Interest-driven network consensus. Ethereum’s security comes from the $20 billion market value of ETH staking. This security does not come from the benevolence of stakeholders but from self-interest.
But incentives alone are not enough. How to perfectly integrate financial attributes into the Web3 concept remains a challenge. Currently, anyone can easily attract stakers through incentive measures, but motivating stakers to be decentralized is much more difficult.
Purely using protocol-level methods, relying solely on technological development, may not be able to achieve the vision of “perfect integration of incentive measures.” Many critical parts of the decentralized stack lack viable business models.
Referring back to Ethereum, its governance itself is non-financialized. It does not use token staking for voting rights but relies on various capable core development teams for discussions. This makes Ethereum more powerful than other financially governed ecosystems.
Ethereum has a strong social layer that can enforce its values where pure incentive measures cannot, without creating a centralized concept like the “Ethereum Alliance,” thus becoming a new form of political correctness.
How can this integration be truly achieved in various protocols in the future? It emphasizes incentives while not being consumed by them. Vitalik believes that the answer may not exist in a simple solution but in a series of accumulated technological iterations and cohesive social consensus, which is already a valuable part of the Ethereum network.
Vitalik’s ultimate goal in the face of speculation in Ethereum is integration, not elimination.
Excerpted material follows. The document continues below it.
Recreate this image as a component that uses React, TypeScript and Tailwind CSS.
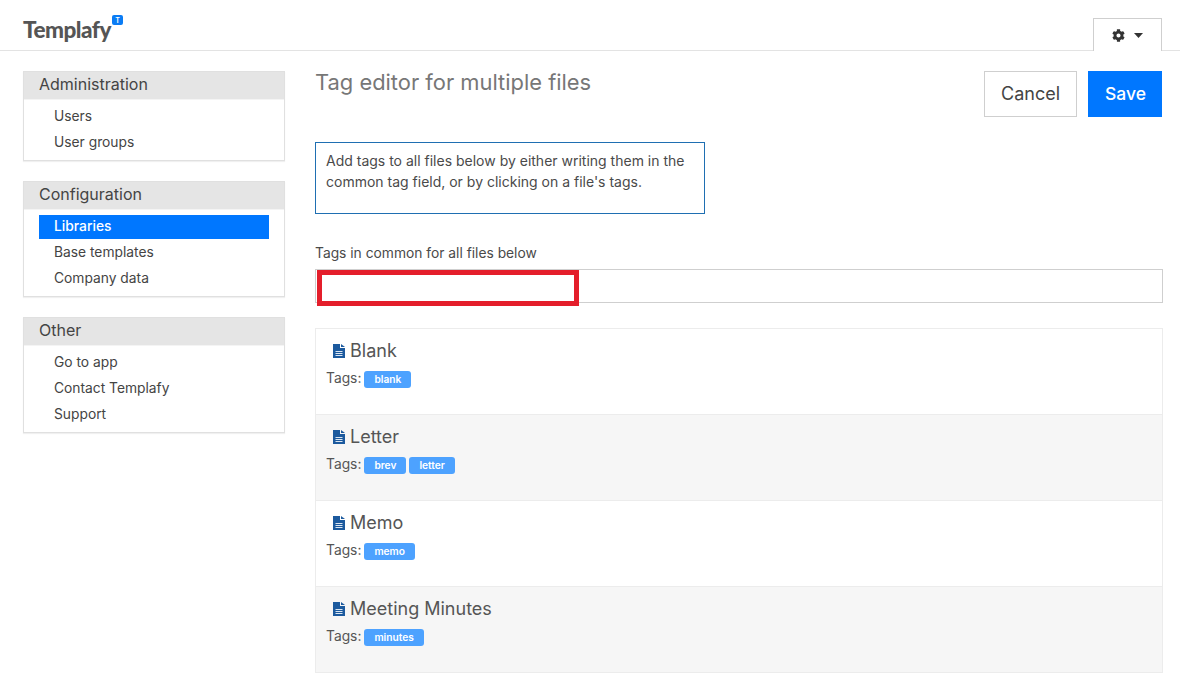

He believes that people join for their interests but stay for the ideals, thereby promoting the ideal Web3 world better and faster.
The specific means can be learned from the Ethereum protocol itself. Ethereum’s governance relies on balancing interests and expertise, enabling numerous development teams to collaborate and advance the protocol in the ideal direction. This is where Ethereum’s value lies. In the future, other protocols may be able to take inspiration from this.